The meet has played host to many of the world’s best athletes over the years, many of whom competed for Kansas. There was four-time Olympic champion Al Oerter, who won the shotput in 1956, ’57, ’59 and again in ’81.
And, of course, there was distance prodigy and world-record holder Jim Ryun in the 1960s. In 1972 he came back to the meet, helping to draw a record of 32,000 fans in the stands. Twelve athletes from the Soviet Union came to the meet in the landmark year of 1983. They won nine events and set seven meet records.
Statistically speaking, this year’s top competitors are as good as ever, and there are far more of them. When once Kansas athletes dominated the meet, now professionals are the main attraction.
In the late 1980s, the Kansas track team fell from the top and has yet to climb back. The last time the Jayhawks won a conference championship was 1982. In 2004, the team finished last in the conference.

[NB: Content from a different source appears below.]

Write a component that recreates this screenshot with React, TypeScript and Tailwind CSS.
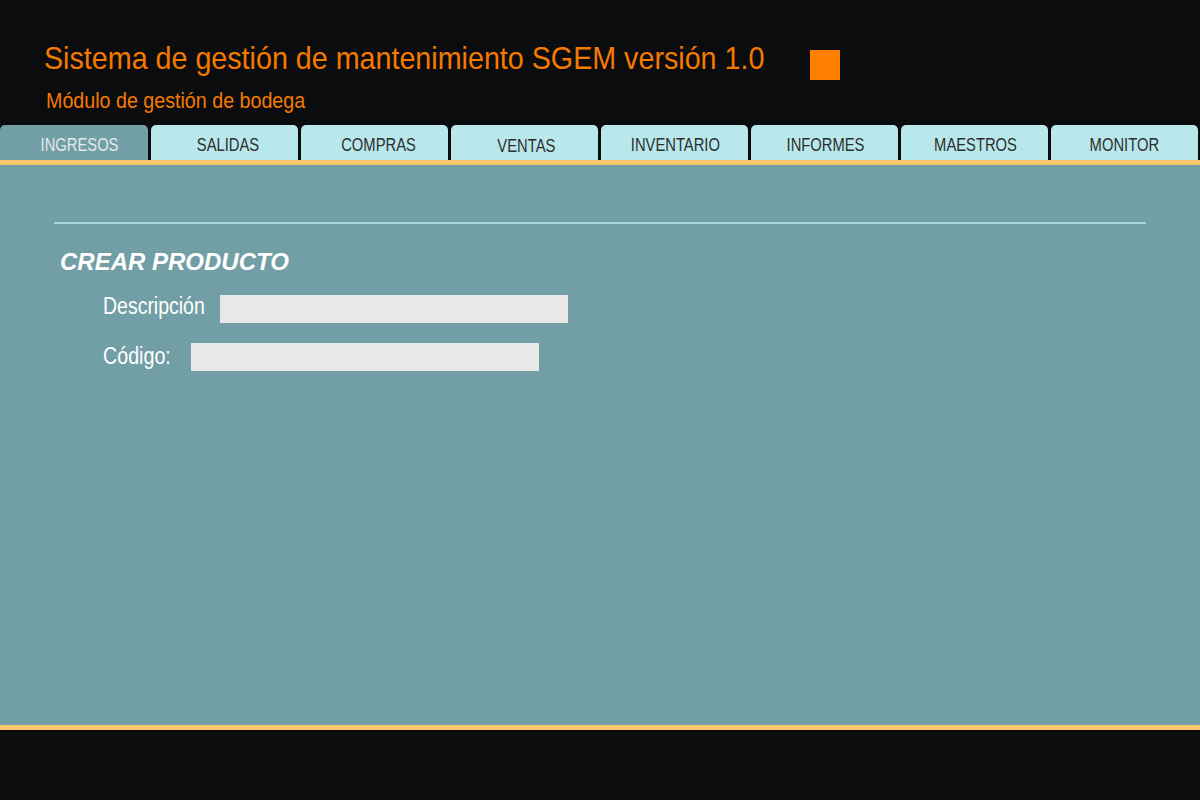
import type { ReactNode } from "react";

const TABS = [
  { label: "INGRESOS", pad: "w-[148px] pl-[12px]" },
  { label: "SALIDAS", pad: "w-[147px] pl-[8px]" },
  { label: "COMPRAS", pad: "w-[147px] pl-[8px]" },
  { label: "VENTAS", pad: "w-[147px] pl-[4px] pt-[8px]" },
  { label: "INVENTARIO", pad: "w-[147px] pl-[2px]" },
  { label: "INFORMES", pad: "w-[147px] pl-[3px]" },
  { label: "MAESTROS", pad: "w-[147px] pl-[2px]" },
  { label: "MONITOR", pad: "w-[147px]" },
];

// no Arial Narrow in the sandbox: squeeze Liberation Sans instead
function Narrow({ children, className }: { children: ReactNode; className: string }) {
  return <span className={`inline-block whitespace-nowrap ${className}`}>{children}</span>;
}

export default function App() {
  return (
    <div className="flex h-[800px] w-[1200px] flex-col bg-[#0b0c0e] font-['Liberation_Sans',Arial,sans-serif]">
      <header className="flex h-[125px] flex-col pl-[44px] pt-[39px]">
        <div className="flex items-start">
          <h1 className="w-[721px] text-[32px] leading-[38px] text-[#f57a00]">
            <Narrow className="origin-left scale-x-[0.896]">Sistema de gestión de mantenimiento SGEM versión 1.0</Narrow>
          </h1>
          <div className="ml-[45px] mt-[11px] h-[30px] w-[30px] bg-[#ff7f00]" />
        </div>
        <p className="ml-[2px] mt-[9px] text-[22px] leading-[24px] text-[#f57a00]">
          <Narrow className="origin-left scale-x-[0.894]">Módulo de gestión de bodega</Narrow>
        </p>
      </header>

      <nav className="flex h-[35px] gap-[3px]">
        {TABS.map((tab, i) => (
          <div
            key={tab.label}
            className={`flex items-center justify-center rounded-t-[5px] pt-[6px] text-[18px] ${tab.pad} ${
              i === 0 ? "bg-[#729ea6] text-[#e4eaec]" : "bg-[#b8e8ec] text-[#2e2e2e]"
            }`}
          >
            <Narrow className="origin-center scale-x-[0.82]">{tab.label}</Narrow>
          </div>
        ))}
      </nav>
      <div className="h-[5px] bg-[#f5c66a]" />

      <main className="h-[560px] bg-[#729ea6] px-[54px] pt-[57px]">
        <div className="h-[2px] bg-[#a9d5d9]" />
        <h2 className="ml-[6px] mt-[24px] text-[24px] font-bold italic leading-[28px] text-white">CREAR PRODUCTO</h2>
        <div className="ml-[49px] mt-[19px] flex items-start">
          <span className="-mt-[3px] w-[117px] text-[23px] leading-[28px] text-white">
            <Narrow className="origin-left scale-x-[0.847]">Descripción</Narrow>
          </span>
          <div className="h-[28px] w-[348px] bg-[#e8e8e8]" />
        </div>
        <div className="ml-[49px] mt-[20px] flex items-start">
          <span className="-mt-[1px] w-[88px] text-[23px] leading-[28px] text-white">
            <Narrow className="origin-left scale-x-[0.855]">Código:</Narrow>
          </span>
          <div className="h-[28px] w-[348px] bg-[#e8e8e8]" />
        </div>
      </main>
      <div className="h-[5px] bg-[#f5c66a]" />
    </div>
  );
}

But there are definitely some Kansas performers to watch this year. Senior Brooklyn Hann broke her own school record in the triple jump on Saturday at the Tom Botts
Invitational in Columbia, Mo. Amy Linnen won the Big 12 and NCAA Indoor Championships this year in pole vault and will go up against Olympic gold medalist Dragila.
Also, the foursome of Jeremy Mims, Benson Chesang, Cameron Schwehr and Matt Baysinger beat out some of the top college teams in the nation to win the distance medley relay at the Texas Relays on April 9.
Recent Kansas graduates Leo Bookman, Charlie Gruber and Scott Russell will all compete in the Gold Zone. Bookman graduated last year and holds the school records in the 200-meter and 60-meter sprints. Gruber, a 2002 graduate, ran the 1,500-meter in last summer’s Athens Olympic Games. Russell made history in 2002, when he was a senior, by becoming the only person in NCAA history to win the javelin and hammer throw at NCAA Championships.
Some of those who saw the greats of the past say this year’s meet could match up pretty well.
“I think this is going to be one of the best Relays in the history of the meet, at least in the last 40 years or so that I’ve been going,” said Del Shankel, former professor and chancellor and a meet official since 1966.